Roger Eno and Brian Eno

Roger Eno
was born in Woodbridge, Suffolk in 1960 and, from the tender age of 16, studied music history, euphonium, music theory, harmony and performance at Colchester Institute. He was greatly encouraged to experiment with composition by a favourite tuba teacher and drew on French Impressionism and English Pastoralism to begin on a path toward defining his own style of Minimalism. Delius, Elgar and Satie remain great inspirations to this day.

Brian Eno
is the most celebrated and prominent creator and theorist of what he has termed ‘ambient music’, and is a highly respected producer for some of today’s most high profile pop outfits.

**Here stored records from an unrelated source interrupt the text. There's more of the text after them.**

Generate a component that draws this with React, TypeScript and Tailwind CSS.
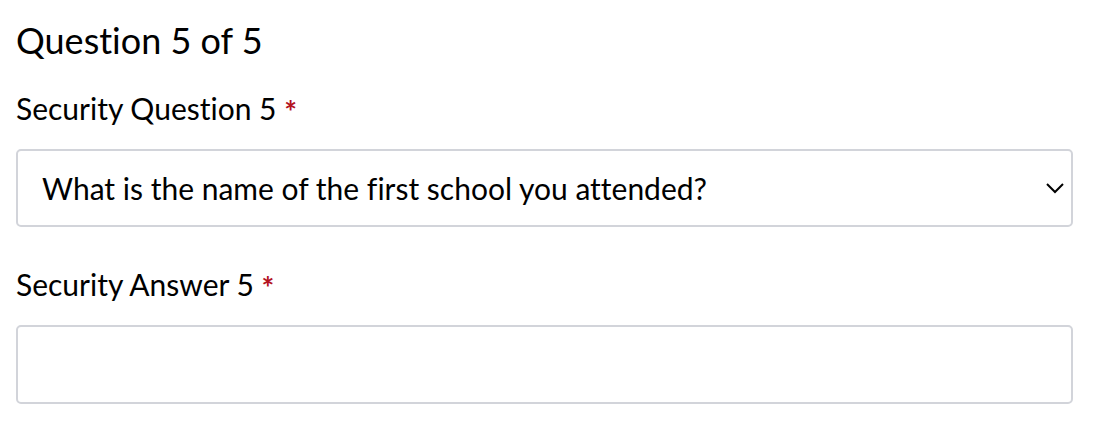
import React from "react";

const SecurityQuestion = () => {
  return (
    <div className="bg-white min-h-screen pl-4 pt-[14px] font-['Lato','Noto_Sans',sans-serif] text-black [font-variant-ligatures:none]">
      <div className="w-[1057px]">
        {/* Step heading */}
        <h2 className="text-[36px] leading-[52px]">Question 5 of 5</h2>

        {/* Question select */}
        <label className="block mt-[24px] text-[30px] leading-[36px]">
          Security Question 5 <span className="relative top-[3px] text-[#b3121f] text-[30px] font-bold">*</span>
        </label>
        <div className="relative mt-[23px] h-[78px] border-2 border-[#d2d4da] rounded-[5px] flex items-center pl-6">
          <span className="text-[30px]">What is the name of the first school you attended?</span>
          <svg
            className="absolute right-[5px] top-1/2 -translate-y-1/2"
            width="22"
            height="14"
            viewBox="0 0 22 14"
            fill="none"
            stroke="black"
            strokeWidth="2"
          >
            <path d="M3 3l8 8 8-8" />
          </svg>
        </div>

        {/* Answer input */}
        <label className="block mt-[39px] text-[30px] leading-[36px]">
          Security Answer 5 <span className="relative top-[3px] text-[#b3121f] text-[30px] font-bold">*</span>
        </label>
        <div className="mt-[23px] h-[79px] border-2 border-[#d2d4da] rounded-[5px]"></div>
      </div>
    </div>
  );
};

export default function App() {
  return <SecurityQuestion />;
}
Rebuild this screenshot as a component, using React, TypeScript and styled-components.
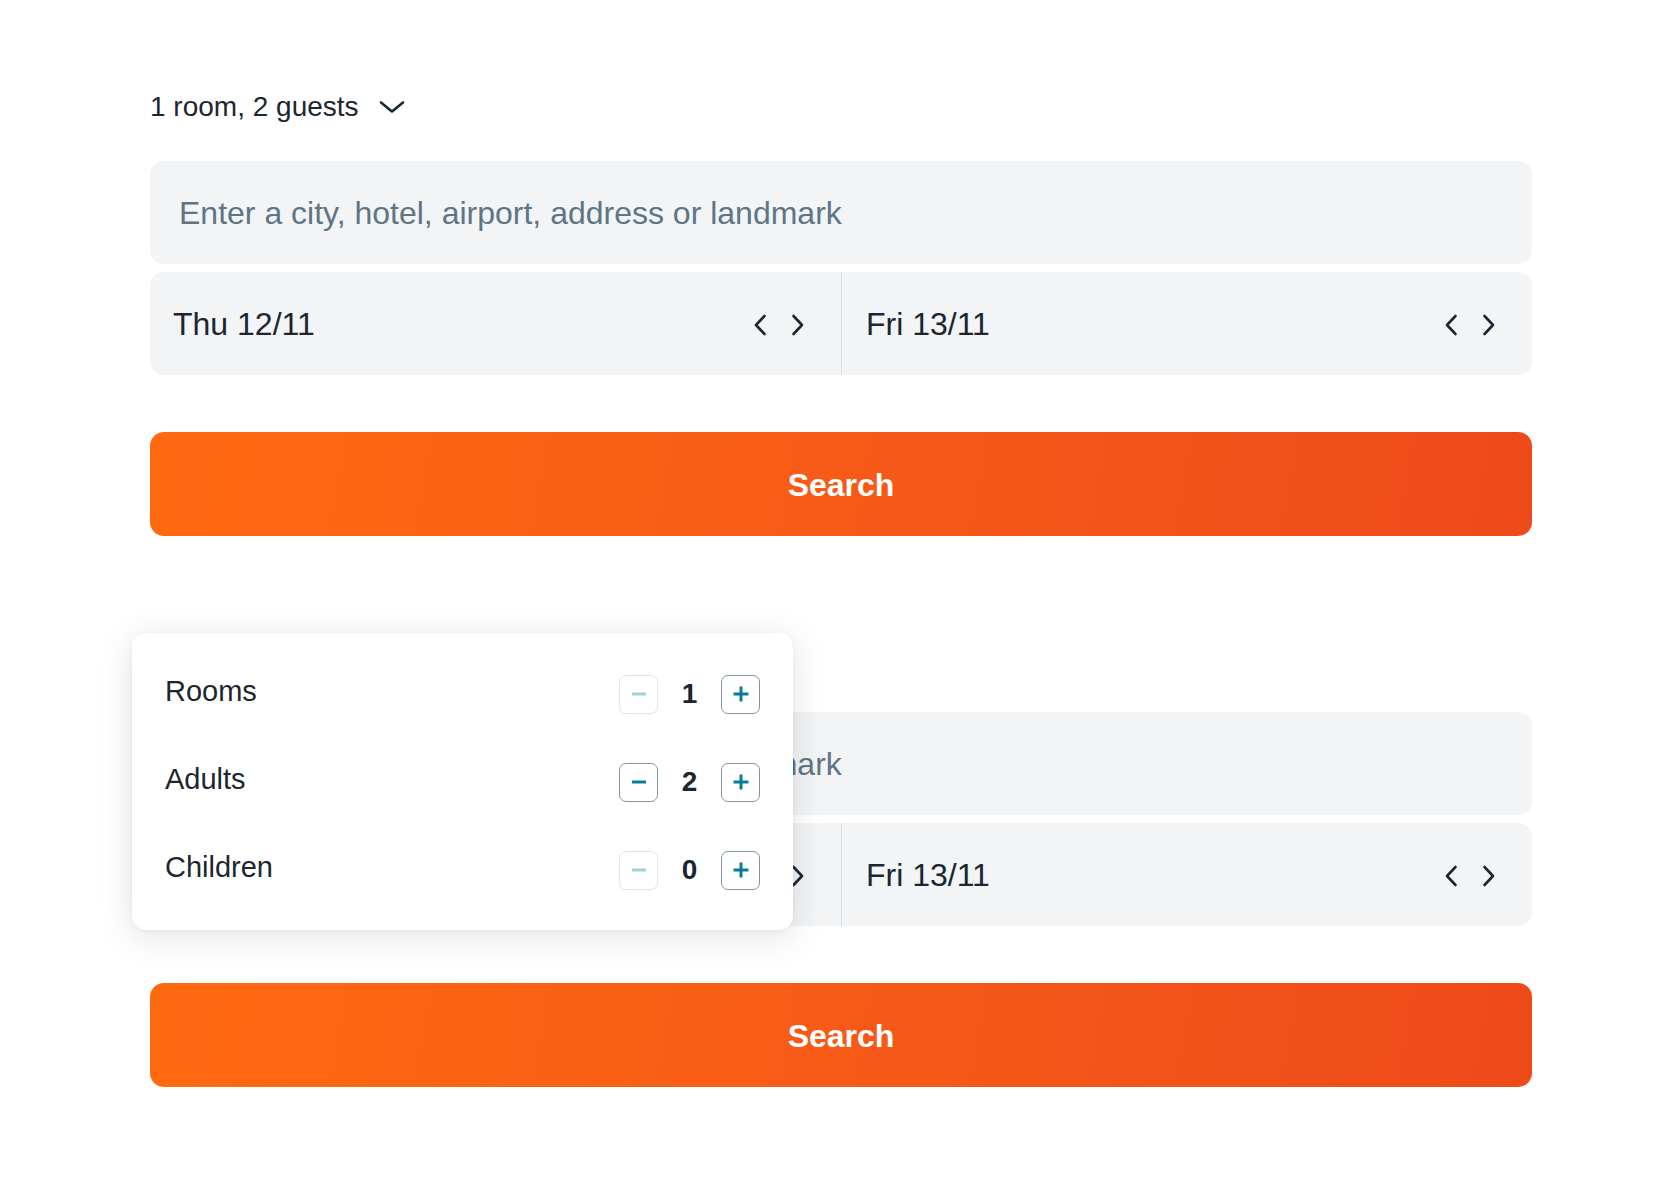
import styled, { createGlobalStyle } from "styled-components";

const GlobalStyle = createGlobalStyle`
  * { box-sizing: border-box; }
  body {
    margin: 0;
    background: #ffffff;
    font-family: "Liberation Sans", Arial, Helvetica, sans-serif;
    color: #1c2630;
  }
`

const Page = styled.div`
  width: 1680px;
  padding: 87px 148px 0 150px;
  display: flex;
  flex-direction: column;
  gap: 102px;
`

const Section = styled.section`
  position: relative;
  display: flex;
  flex-direction: column;
`

const GuestToggle = styled.div`
  height: 40px;
  display: flex;
  align-items: center;
  gap: 20px;
  font-size: 28px;
  color: #1c2630;
  margin-bottom: 34px;
`

const Field = styled.div`
  height: 103px;
  background: #f2f4f6;
  border-radius: 14px;
  display: flex;
  align-items: center;
  padding: 2px 29px 0;
  font-size: 32px;
  color: #5f7585;
`

const DateRow = styled.div`
  margin-top: 8px;
  height: 103px;
  background: #f2f4f6;
  border-radius: 14px;
  display: grid;
  grid-template-columns: 1fr 1fr;
`

const DateCell = styled.div<{ $divider?: boolean }>`
  display: flex;
  align-items: center;
  justify-content: space-between;
  padding: 2px 36px 0 ${p => (p.$divider ? "24px" : "23px")};
  border-left: ${p => (p.$divider ? "1px solid #d6dee4" : "none")};
  font-size: 32px;
  color: #1c2630;
`

const Arrows = styled.div`
  display: flex;
  gap: 24px;
  color: #1c2630;
`

const SearchButton = styled.button`
  margin-top: 57px;
  height: 104px;
  padding-top: 4px;
  border: none;
  border-radius: 14px;
  background: linear-gradient(100deg, #ff6a10 0%, #f85c17 45%, #ee4a1a 100%);
  color: #ffffff;
  font-family: "Liberation Sans", Arial, sans-serif;
  font-size: 32px;
  font-weight: 700;
  cursor: pointer;
`

const Popover = styled.div`
  position: absolute;
  top: -5px;
  left: -18px;
  width: 661px;
  height: 297px;
  background: #ffffff;
  border-radius: 14px;
  box-shadow: 0 6px 34px rgba(20, 30, 40, 0.13), 0 1px 4px rgba(20, 30, 40, 0.05);
  padding: 42px 33px 0 33px;
  display: flex;
  flex-direction: column;
  gap: 50px;
`

const CounterRow = styled.div`
  display: flex;
  align-items: center;
  justify-content: space-between;
  height: 38px;
`

const Label = styled.span`
  font-size: 29px;
  color: #1c2630;
  margin-top: -5px;
`

const Stepper = styled.div`
  display: flex;
  align-items: center;
`

const StepButton = styled.button<{ $disabled?: boolean }>`
  width: 39px;
  height: 39px;
  padding: 0;
  border-radius: 7px;
  background: #ffffff;
  border: 1.5px solid ${p => (p.$disabled ? "#dde3e7" : "#7e92a0")};
  color: ${p => (p.$disabled ? "#a3cfda" : "#0b7c98")};
  display: flex;
  align-items: center;
  justify-content: center;
  cursor: ${p => (p.$disabled ? "default" : "pointer")};
`

const Count = styled.span`
  width: 63px;
  text-align: center;
  font-size: 28px;
  font-weight: 700;
  color: #1c2630;
`

const ChevronDown = () => (
  <svg width="26" height="14" viewBox="0 0 26 14" fill="none">
    <path d="M2 2.5 L13 11.5 L24 2.5" stroke="#1c2630" strokeWidth="2.6" strokeLinecap="round" strokeLinejoin="round" />
  </svg>
)

const Chevron = ({ dir }: { dir: "left" | "right" }) => (
  <svg width="14" height="22" viewBox="0 0 14 22" fill="none">
    <path
      d={dir === "left" ? "M11.5 2 L3 11 L11.5 20" : "M2.5 2 L11 11 L2.5 20"}
      stroke="currentColor"
      strokeWidth="2.6"
      strokeLinecap="round"
      strokeLinejoin="round"
    />
  </svg>
)

const Minus = () => (
  <svg width="18" height="18" viewBox="0 0 18 18">
    <path d="M2 9 H16" stroke="currentColor" strokeWidth="3" strokeLinecap="butt" />
  </svg>
)

const Plus = () => (
  <svg width="18" height="18" viewBox="0 0 18 18">
    <path d="M1.5 9 H16.5 M9 1.5 V16.5" stroke="currentColor" strokeWidth="3" strokeLinecap="butt" />
  </svg>
)

const counters = [
  { label: "Rooms", value: 1, min: 1 },
  { label: "Adults", value: 2, min: 1 },
  { label: "Children", value: 0, min: 0 },
]

function DateHalf({ text, divider }: { text: string; divider?: boolean }) {
  return (
    <DateCell $divider={divider}>
      <span>{text}</span>
      <Arrows>
        <Chevron dir="left" />
        <Chevron dir="right" />
      </Arrows>
    </DateCell>
  )
}

function SearchForm({ open }: { open?: boolean }) {
  return (
    <Section>
      <GuestToggle>
        <span>1 room, 2 guests</span>
        <ChevronDown />
      </GuestToggle>
      <Field>Enter a city, hotel, airport, address or landmark</Field>
      <DateRow>
        <DateHalf text="Thu 12/11" />
        <DateHalf text="Fri 13/11" divider />
      </DateRow>
      <SearchButton>Search</SearchButton>
      {open && (
        <Popover>
          {counters.map(c => (
            <CounterRow key={c.label}>
              <Label>{c.label}</Label>
              <Stepper>
                <StepButton $disabled={c.value <= c.min}>
                  <Minus />
                </StepButton>
                <Count>{c.value}</Count>
                <StepButton>
                  <Plus />
                </StepButton>
              </Stepper>
            </CounterRow>
          ))}
        </Popover>
      )}
    </Section>
  )
}

export default function App() {
  return (
    <>
      <GlobalStyle />
      <Page>
        <SearchForm />
        <SearchForm open />
      </Page>
    </>
  )
}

Eno began his career in the early 1970s as the glam keyboardist for British band Roxy Music, but since 1978’s seminal Music for Airports, his musical output has chiefly centered around his solo explorations of ambient music. Eno has become the genre’s figurehead as its popularity has risen in subsequent decades, with releases like 1982’s On Land the perfect embodiment of the atmospheric, drone-based soundworld which many ambient musicians continue to aspire to. Since signing to legendary electronic imprint Warp in 2010, Eno has continued to produce contained but luscious ambient recordings such as 2010’s Small Craft On A Milk Sea, made with guitarist Leo Abrahams and experimental producer Jon Hopkins. Warp have subsequently reissued a sizable chunk of the composer’s back catalogue.

Perhaps Eno’s most captivating projects have been those where he has incorporated new technological capabilities into his own musical framework. Eno famously created the six-second startup sound for Windows 95’s operating system, and in 2008 created the generative music platform Bloom with Peter Chilvers, which allowed users of iOS software to make their own variants of ambient music on devices such as touch screen phones.

As a producer he has helped craft many of pop music’s seminal LPs, from Talking Heads’ Remain In Light to U2’s The Joshua Tree, and remains in demand for younger talent, producing James Blake’s 2013 album Overgrown. Beyond his role as a producer, Eno is also a serial collaborator. His 1981 album with David Byrne, My Life In The Bush Of Ghosts, remains one of his finest releases, matched by the quality of several collaborative LPs with guitarist Robert Fripp. Eno is a trained visual artist, and his turned his hand to film music alongside curating events such as Brighton’s 2009 Festival, for which he created the installation 77 Million Paintings.